As the author pens his story to paper, the reader can feel his inner turmoil. He tells his story openly and matter-of-factly with honesty and transparency. His writing style is unique yet relatable. He uses many one-word sentences and always capitalizes 'shame' for emphasis on his feelings. As I read David's story, I could sense his vulnerability and pain. I could feel his turmoil as he struggled with the inner and outer man, the parallel universes of his life. He had very little information about his biological parents until he was in his forties. His mother was a twenty-one-year-old college student who went through his birth alone in a home for unwed mothers. She died of alcoholism at the age of fifty-six. His father, who would never acknowledge that he was the father, died of a brain tumor.

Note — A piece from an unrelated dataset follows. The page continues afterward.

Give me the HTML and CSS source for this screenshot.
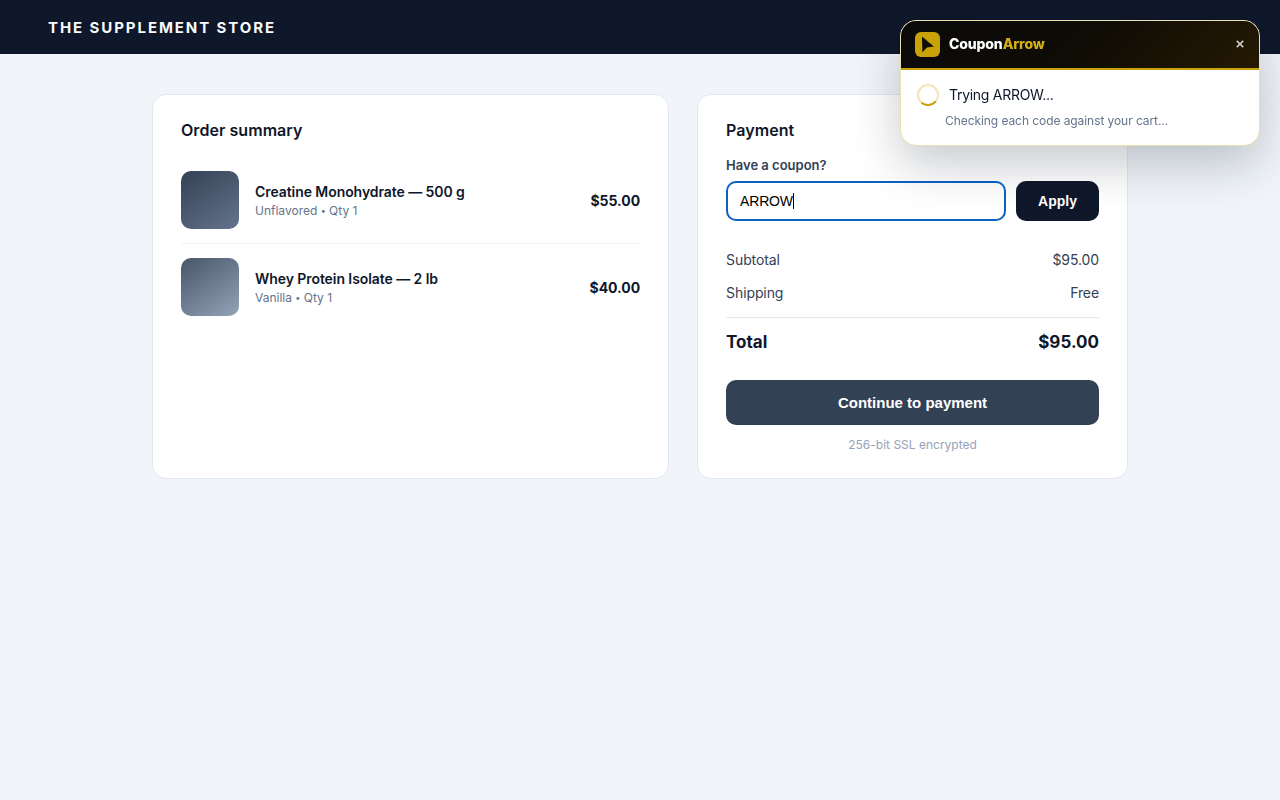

I love the author's courage in telling his story. This book touched my heart deeply. How young is too young to feel disconnected from everyone else because of the circumstances of your beginning? Can feelings of rejection and not belonging begin in infancy as some research suggests? And, can one ever get over those feelings? Being raised as an agnostic, David still searched for a 'higher power.' He prayed and searched for God but never came to believe that God exists. His conclusion was 'reality' is his 'higher power.' The only thing I disliked about this book was the profanity; however, it was not excessive. I was mesmerized from the beginning to the end. I will leave the ending for the reader to discover how things turn out for David. However, I will say David's story will remain with the reader long after they read the last page and close the book.
The book is very well edited, with only a few errors, mostly related to wording, such as leaving a word out of a sentence or repeating a word twice. I did not notice any actual punctuation errors. I highly recommend this book to anyone struggling with alcoholism personally or in their family. I also recommend it to the average reader who enjoys memoirs. I rate Parallel Universes by David B. Bohl 4 out of 4 stars not only for the content and the editing, but also for the inspiration I received from reading this powerful book.